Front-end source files
______

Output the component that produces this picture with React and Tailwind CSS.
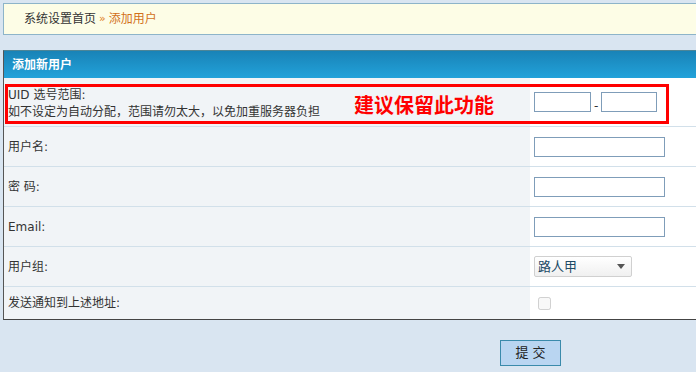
const FONT = "font-['DejaVu_Sans','Noto_Sans_CJK_SC',sans-serif]";

function Row({ label, children, last }) {
  return (
    <div
      className={`grid grid-cols-[526px_1fr] ${last ? "h-[32px]" : "h-[40px] border-b border-[#d2e0ea]"}`}
    >
      <div className="flex items-center bg-[#f1f4f7] pl-1 text-[12px] text-[#333]">{label}</div>
      <div className="flex items-center bg-white pl-1">{children}</div>
    </div>
  );
}

function TextInput({ w = "w-[131px]" }) {
  return <input type="text" className={`${w} h-[20px] border border-[#7f9db9] bg-white`} />;
}

export default function App() {
  return (
    <div className={`h-[372px] w-[696px] overflow-hidden bg-[#d9e5f1] pt-[3px] pl-[3px] ${FONT}`}>
      {/* breadcrumb */}
      <div className="flex h-[32px] w-[700px] items-center border border-[#8db4c9] bg-[#fdfde6] pl-[20px] text-[12px]">
        <span className="text-[#333]">系统设置首页</span>
        <span className="mx-[3px] text-[11px] text-[#e0801c]">»</span>
        <span className="text-[#d2701a]">添加用户</span>
      </div>

      {/* form table */}
      <div className="mt-[15px] w-[700px] border-t border-l border-b border-t-[#4d8597] border-l-[#555] border-b-[#444]">
        <div className="flex h-[27px] items-center bg-gradient-to-b from-[#1983b7] to-[#22a2da] pl-[8px] text-[12px] font-bold text-white">
          添加新用户
        </div>

        <div className="relative grid h-[49px] grid-cols-[526px_1fr] border-b border-[#d2e0ea]">
          <div className="flex flex-col gap-[3px] bg-[#f1f4f7] pl-1 pt-[10px] text-[12px] leading-[14px] text-[#333]">
            <span>UID 选号范围:</span>
            <span>如不设定为自动分配，范围请勿太大，以免加重服务器负担</span>
          </div>
          <div className="flex items-center gap-[3px] bg-white pl-1 text-[12px] text-[#333]">
            <TextInput w="w-[57px]" />
            <span className="mt-[8px]">-</span>
            <TextInput w="w-[56px]" />
          </div>
          {/* annotation overlay */}
          <div className="absolute left-[1px] top-[6px] h-[40px] w-[664px] border-[3px] border-[#ff0000]" />
          <div className="absolute left-[350px] top-[15px] text-[20px] font-bold leading-[24px] text-[#ff0000] font-['Noto_Sans_CJK_SC',sans-serif]">
            建议保留此功能
          </div>
        </div>

        <Row label="用户名:">
          <TextInput />
        </Row>
        <Row label="密 码:">
          <TextInput />
        </Row>
        <Row label="Email:">
          <TextInput />
        </Row>
        <Row label="用户组:">
          <div className="flex h-[21px] w-[98px] items-center justify-between rounded-[2px] border border-[#d0d0d0] bg-gradient-to-b from-white to-[#f0f0f0] pl-[3px] pr-[6px] text-[13px] text-[#1d4a66]">
            <span>路人甲</span>
            <span className="h-0 w-0 border-x-[4px] border-t-[5px] border-x-transparent border-t-[#555]" />
          </div>
        </Row>
        <Row label="发送通知到上述地址:" last>
          <input type="checkbox" disabled className="ml-[4px] h-[13px] w-[13px]" />
        </Row>
      </div>

      {/* submit */}
      <div className="mt-[20px] pl-[497px]">
        <button
          type="button"
          className="h-[26px] w-[61px] border border-[#3a8aab] bg-[#b9d5f1] text-[13px] text-[#222]"
        >
          提 交
        </button>
      </div>
    </div>
  );
}
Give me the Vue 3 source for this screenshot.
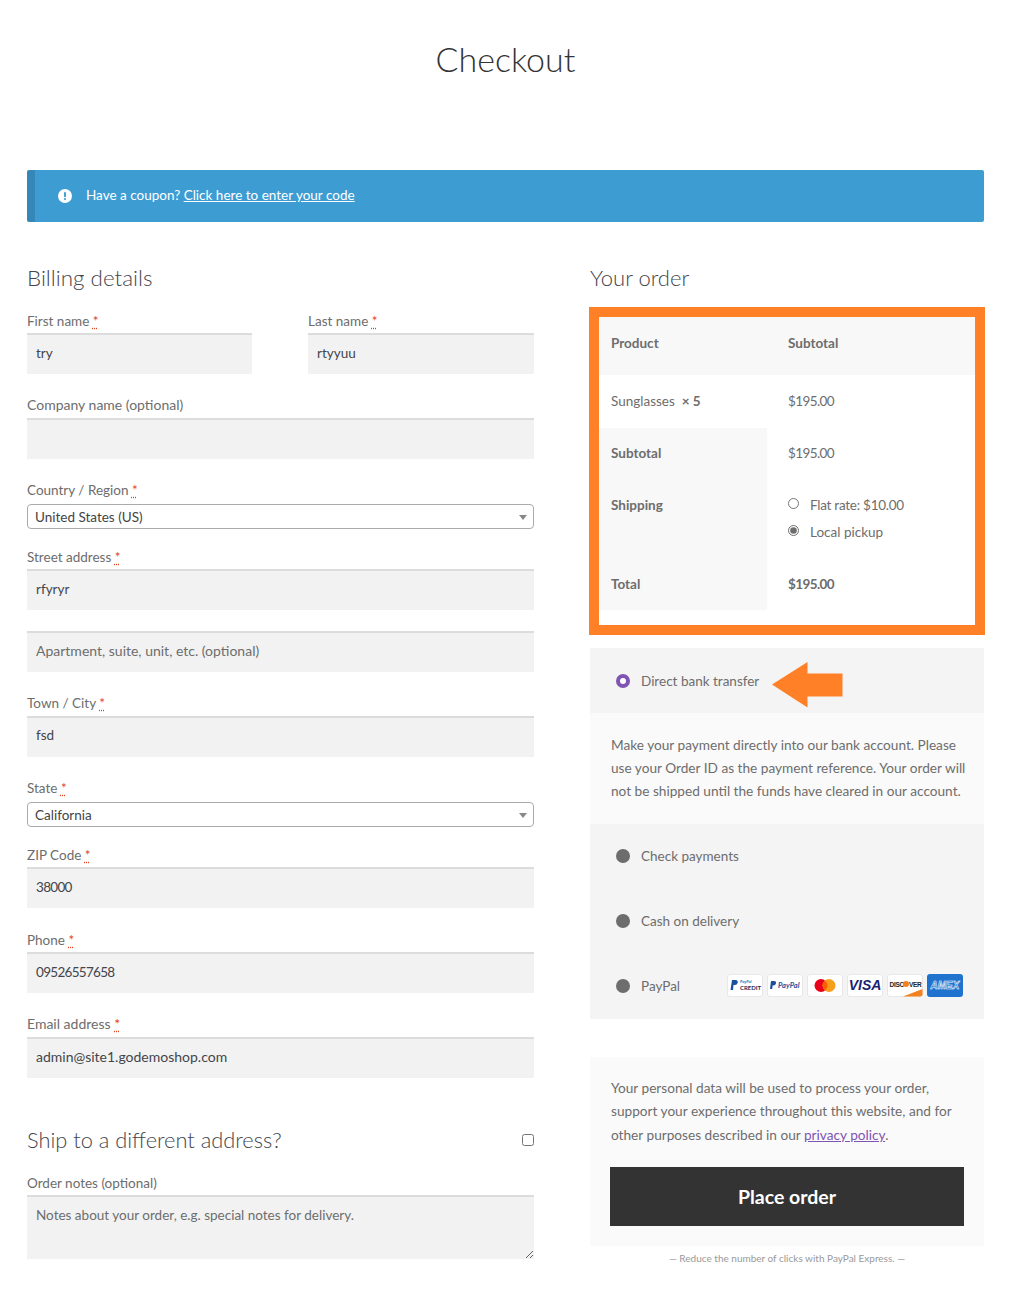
<script setup>
const rows = [
  { id: 'company', label: 'Company name (optional)', value: '' },
]
const afterCountry = [
  { label: 'Town / City', value: 'fsd' },
]
const lower = [
  { label: 'ZIP Code', value: '38000', cls: 'num low' },
  { label: 'Phone', value: '09526557658', cls: 'num low' },
  { label: 'Email address', value: 'admin@site1.godemoshop.com', cls: 'wide' },
]
</script>

<template>
  <div class="page">
    <h1 class="title">Checkout</h1>

    <div class="notice">
      <svg class="notice-icon" viewBox="0 0 16 16" width="14" height="14">
        <circle cx="8" cy="8" r="8" fill="#fff" />
        <rect x="6.9" y="3.4" width="2.2" height="5.8" rx="1" fill="#3d9cd2" />
        <circle cx="8" cy="11.4" r="1.25" fill="#3d9cd2" />
      </svg>
      <span class="notice-text">Have a coupon? <a href="#" class="notice-link">Click here to enter your code</a></span>
    </div>

    <div class="columns">
      <div class="billing">
        <h3 class="section-title billing-title">Billing details</h3>

        <div class="name-row">
          <div class="field">
            <label>First name <abbr>*</abbr></label>
            <input class="input" value="try" />
          </div>
          <div class="field">
            <label>Last name <abbr>*</abbr></label>
            <input class="input" value="rtyyuu" />
          </div>
        </div>

        <div v-for="r in rows" :key="r.id" class="field wide">
          <label>{{ r.label }}</label>
          <input class="input" :value="r.value" />
        </div>

        <div class="field field-select">
          <label>Country / Region <abbr>*</abbr></label>
          <div class="select">United States (US)<span class="caret"></span></div>
        </div>

        <div class="field low">
          <label>Street address <abbr>*</abbr></label>
          <input class="input" value="rfyryr" />
        </div>
        <div class="field wide">
          <input class="input" placeholder="Apartment, suite, unit, etc. (optional)" />
        </div>

        <div v-for="r in afterCountry" :key="r.label" class="field town">
          <label>{{ r.label }} <abbr>*</abbr></label>
          <input class="input" :value="r.value" />
        </div>

        <div class="field field-select">
          <label>State <abbr>*</abbr></label>
          <div class="select">California<span class="caret"></span></div>
        </div>

        <div v-for="r in lower" :key="r.label" class="field" :class="r.cls">
          <label>{{ r.label }} <abbr>*</abbr></label>
          <input class="input" :value="r.value" />
        </div>

        <div class="ship-row">
          <h3 class="section-title ship-title">Ship to a different address?</h3>
          <input type="checkbox" class="ship-check" />
        </div>

        <div class="field notes low">
          <label>Order notes (optional)</label>
          <textarea class="input textarea" placeholder="Notes about your order, e.g. special notes for delivery."></textarea>
        </div>
      </div>

      <div class="order">
        <h3 class="section-title">Your order</h3>

        <div class="order-frame">
          <div class="order-table">
            <div class="cell head strong"><span class="up3">Product</span></div>
            <div class="cell head strong"><span class="up3">Subtotal</span></div>
            <div class="cell"><span class="up1">Sunglasses&nbsp; <b>× 5</b></span></div>
            <div class="cell"><span class="up1 money">$195.00</span></div>
            <div class="cell side strong"><span class="up1">Subtotal</span></div>
            <div class="cell"><span class="up1 money">$195.00</span></div>
            <div class="cell side strong r-ship">Shipping</div>
            <div class="cell r-ship shipping">
              <label class="ship-opt"><input type="radio" name="ship" /><span class="rate">Flat rate: $10.00</span></label>
              <label class="ship-opt"><input type="radio" name="ship" checked />Local pickup</label>
            </div>
            <div class="cell side strong">Total</div>
            <div class="cell strong"><span class="money">$195.00</span></div>
          </div>
        </div>

        <div class="payments">
          <div class="pay-row">
            <span class="dot dot-on"></span>
            <span>Direct bank transfer</span>
            <svg class="arrow" width="71" height="46" viewBox="0 0 71 46">
              <path d="M0 22.5 L35.500 0 V11.500 H70.500 V34.500 H35.500 V45.500 Z" fill="#ff8026" />
            </svg>
          </div>
          <div class="pay-desc">Make your payment directly into our bank account. Please use your Order ID as the payment reference. Your order will not be shipped until the funds have cleared in our account.</div>
          <div class="pay-row pay-low"><span class="dot"></span><span>Check payments</span></div>
          <div class="pay-row pay-low"><span class="dot"></span><span>Cash on delivery</span></div>
          <div class="pay-row pay-low">
            <span class="dot"></span><span>PayPal</span>
            <div class="cards">
              <svg class="card" viewBox="0 0 36 23">
                <path d="M5 6h3.500c1.800 0 2.500 1 2.200 2.500-.3 1.700-1.500 2.500-3 2.500H6.500L6 16H3.500Z" fill="#1d4f9c" />
                <text x="13" y="9" class="t-mini" fill="#0a7bc1">PayPal</text>
                <text x="13" y="16" class="t-credit" fill="#1f2a5a">CREDIT</text>
              </svg>
              <svg class="card" viewBox="0 0 36 23">
                <path d="M4 7h3c1.500 0 2.200.9 2 2.200-.3 1.400-1.300 2.200-2.600 2.200H5.600L5.200 15H3Z" fill="#1d4f9c" />
                <text x="11" y="14" class="t-paypal" fill="#1d4f9c">PayPal</text>
              </svg>
              <svg class="card" viewBox="0 0 36 23">
                <circle cx="14" cy="11.500" r="6.500" fill="#eb001b" />
                <circle cx="22" cy="11.500" r="6.500" fill="#f79e1b" />
                <path d="M18 6.400a6.500 6.500 0 0 1 0 10.200 6.500 6.500 0 0 1 0-10.200Z" fill="#ff5f00" />
              </svg>
              <svg class="card" viewBox="0 0 36 23">
                <text x="18" y="16" text-anchor="middle" class="t-visa" fill="#1a1f71">VISA</text>
              </svg>
              <svg class="card" viewBox="0 0 36 23">
                <text x="2.500" y="12.500" class="t-disc" fill="#222">DISC</text>
                <circle cx="19" cy="10" r="3" fill="#f48120" />
                <text x="22" y="12.500" class="t-disc" fill="#222">VER</text>
                <path d="M16 22.500 L35.500 15 V20.500 A2 2 0 0 1 33.500 22.500 Z" fill="#f48120" />
              </svg>
              <svg class="card card-amex" viewBox="0 0 36 23">
                <text x="18" y="15" text-anchor="middle" class="t-amex" fill="#1f72cd" stroke="#fff" stroke-width=".5">AMEX</text>
              </svg>
            </div>
          </div>
        </div>

        <div class="terms">
          <p class="terms-text">Your personal data will be used to process your order, support your experience throughout this website, and for other purposes described in our <a href="#" class="policy">privacy policy</a>.</p>
          <button class="place">Place order</button>
        </div>
        <div class="express">— Reduce the number of clicks with PayPal Express. —</div>
      </div>
    </div>
  </div>
</template>

<style>
html, body { margin: 0; background: #fff; }
</style>

<style scoped>
.page {
  width: 1017px;
  height: 1298px;
  box-sizing: border-box;
  padding: 0 33px 0 27px;
  font-family: "Lato", "Liberation Sans", sans-serif;
  font-size: 13.500px;
  color: #6d6d6d;
  overflow: hidden;
}
.title {
  margin: 0;
  height: 170px;
  padding-top: 35px;
  box-sizing: border-box;
  text-align: center;
  font-size: 34px;
  line-height: 48px;
  font-weight: 300;
  color: #333;
}
.notice {
  height: 52px;
  background: #3d9cd2;
  border-left: 8px solid #3587b8;
  border-radius: 2px;
  box-sizing: border-box;
  padding-left: 23px;
  display: flex;
  align-items: center;
  gap: 14px;
  color: #fff;
}
.notice-icon { flex: none; }
.notice-text { position: relative; top: -1px; }
.notice-link { color: #fff; text-decoration: underline; }
.columns {
  display: flex;
  justify-content: space-between;
}
.billing { width: 507px; }
.order { width: 394px; }
.section-title {
  margin: 0;
  font-size: 22px;
  line-height: 30px;
  font-weight: 300;
  color: #43454b;
  padding-top: 41px;
  height: 85px;
  box-sizing: border-box;
}
.billing-title { height: 88px; font-size: 22.400px; }
.name-row {
  display: flex;
  justify-content: space-between;
}
.name-row .field:first-child { width: 225px; }
.name-row .field:last-child { width: 226px; }
.field {
  margin-bottom: 21px;
  display: flow-root;
}
.field label {
  display: block;
  height: 23px;
  line-height: 21px;
}
.name-row .field label,
.field.low label { line-height: 23px; }
.wide { font-size: 14px; }
.field.wide label { line-height: 19px; }
.field.wide .input { padding-bottom: 5px; }
.field.town .input { padding-bottom: 5px; }
.num .input { letter-spacing: -.7px; }
abbr {
  color: #e2401c;
  text-decoration: underline dotted;
  text-underline-offset: 2px;
}
.input {
  display: block;
  width: 100%;
  height: 41px;
  box-sizing: border-box;
  margin: 0;
  padding: 0 9px 3px;
  border: 0;
  border-top: 2px solid #dcdcdc;
  background: #f2f2f2;
  font: inherit;
  color: #43454b;
  outline: none;
}
.input::placeholder { color: #6d6d6d; opacity: 1; }
.field-select { margin-bottom: 17px; }
.field-select label { height: 24px; }
.select {
  position: relative;
  height: 25px;
  box-sizing: border-box;
  border: 1px solid #aaa;
  border-radius: 4px;
  padding-left: 7px;
  line-height: 24px;
  color: #444;
  background: #fff;
}
.caret {
  position: absolute;
  right: 6px;
  top: 10px;
  border-left: 4px solid transparent;
  border-right: 4px solid transparent;
  border-top: 5px solid #888;
}
.ship-row {
  display: flex;
  justify-content: space-between;
  align-items: flex-start;
  height: 73px;
}
.ship-title {
  padding-top: 26px;
  height: auto;
  font-size: 21.800px;
}
.ship-check {
  margin: 35px 0 0;
  width: 12px;
  height: 12px;
}
.textarea {
  height: 64px;
  padding-top: 8px;
  resize: vertical;
  line-height: 20px;
}
.notes { margin-bottom: 0; }
.order-frame {
  border: 10px solid #ff8026;
  margin: 0 -1px;
  height: 328px;
  box-sizing: border-box;
}
.order-table {
  display: grid;
  grid-template-columns: 168px 208px;
  grid-template-rows: 58px 53px 52px 78px 52px;
}
.cell {
  padding-left: 12px;
  display: flex;
  align-items: center;
}
.cell:nth-child(even) { padding-left: 21px; }
.strong { font-weight: 700; }
.money { letter-spacing: -.6px; }
.rate { letter-spacing: -.25px; }
.up1 { position: relative; top: -1px; }
.up3 { position: relative; top: -3px; }
.head { background: #f8f8f8; }
.side { background: #f8f8f8; }
.r-ship { align-items: flex-start; padding-top: 17px; }
.shipping { flex-direction: column; padding-top: 15px; }
.ship-opt {
  display: flex;
  align-items: center;
  height: 27px;
  margin-top: -4px;
}
.ship-opt + .ship-opt { margin-top: 0; }
.ship-opt input {
  margin: -3px 11px 0 0;
  width: 11px;
  height: 11px;
  accent-color: #6d6d6d;
}
.payments { margin-top: 13px; }
.pay-row {
  position: relative;
  height: 65px;
  box-sizing: border-box;
  background: #f4f4f4;
  padding-left: 26px;
  display: flex;
  align-items: center;
  gap: 11px;
}
.pay-low { padding-bottom: 2px; }
.dot {
  flex: none;
  width: 14px;
  height: 14px;
  border-radius: 50%;
  background: #6d6d6d;
}
.dot-on {
  box-sizing: border-box;
  background: #fff;
  border: 4.500px solid #7f54b3;
}
.arrow {
  position: absolute;
  left: 182px;
  top: 14px;
}
.pay-desc {
  height: 111px;
  box-sizing: border-box;
  background: #fafafa;
  padding: 21px 14px 0 21px;
  line-height: 23px;
  font-size: 13.650px;
}
.cards {
  position: absolute;
  left: 137px;
  top: 20px;
  display: flex;
  gap: 4px;
}
.card {
  width: 36px;
  height: 23px;
  background: #fff;
  border-radius: 3px;
  box-shadow: 0 0 0 1px #e8e8e8 inset;
}
.card-amex { background: #1f72cd; box-shadow: none; }
.t-mini { font: italic 700 4px "Lato", sans-serif; }
.t-credit { font: 700 6px "Lato", sans-serif; }
.t-paypal { font: italic 700 7.500px "Lato", sans-serif; }
.t-visa { font: italic 700 14px "Liberation Sans", sans-serif; }
.t-disc { font: 700 6.500px "Liberation Sans", sans-serif; letter-spacing: -.3px; }
.t-amex { font: italic 700 10px "Liberation Sans", sans-serif; }
.terms {
  margin-top: 38px;
  height: 189px;
  box-sizing: border-box;
  background: #fafafa;
  padding: 20px 20px 0 21px;
  font-size: 13.650px;
}
.terms-text {
  margin: 0;
  line-height: 23.400px;
}
.policy { color: #7f54b3; text-decoration: underline; }
.place {
  display: block;
  margin: 20px 0 0 -1px;
  width: 354px;
  height: 59px;
  border: 0;
  padding-bottom: 2px;
  background: #333;
  color: #fff;
  font: 700 19.500px "Lato", sans-serif;
}
.express {
  margin-top: 5px;
  text-align: center;
  font-size: 10px;
  line-height: 14px;
  color: #999;
}
</style>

______

> **WHAT TO WORK ON**
Determine the number of lines containing "with". Write only that number.

> **RESPONSE FOR THIS EXERCISE**
2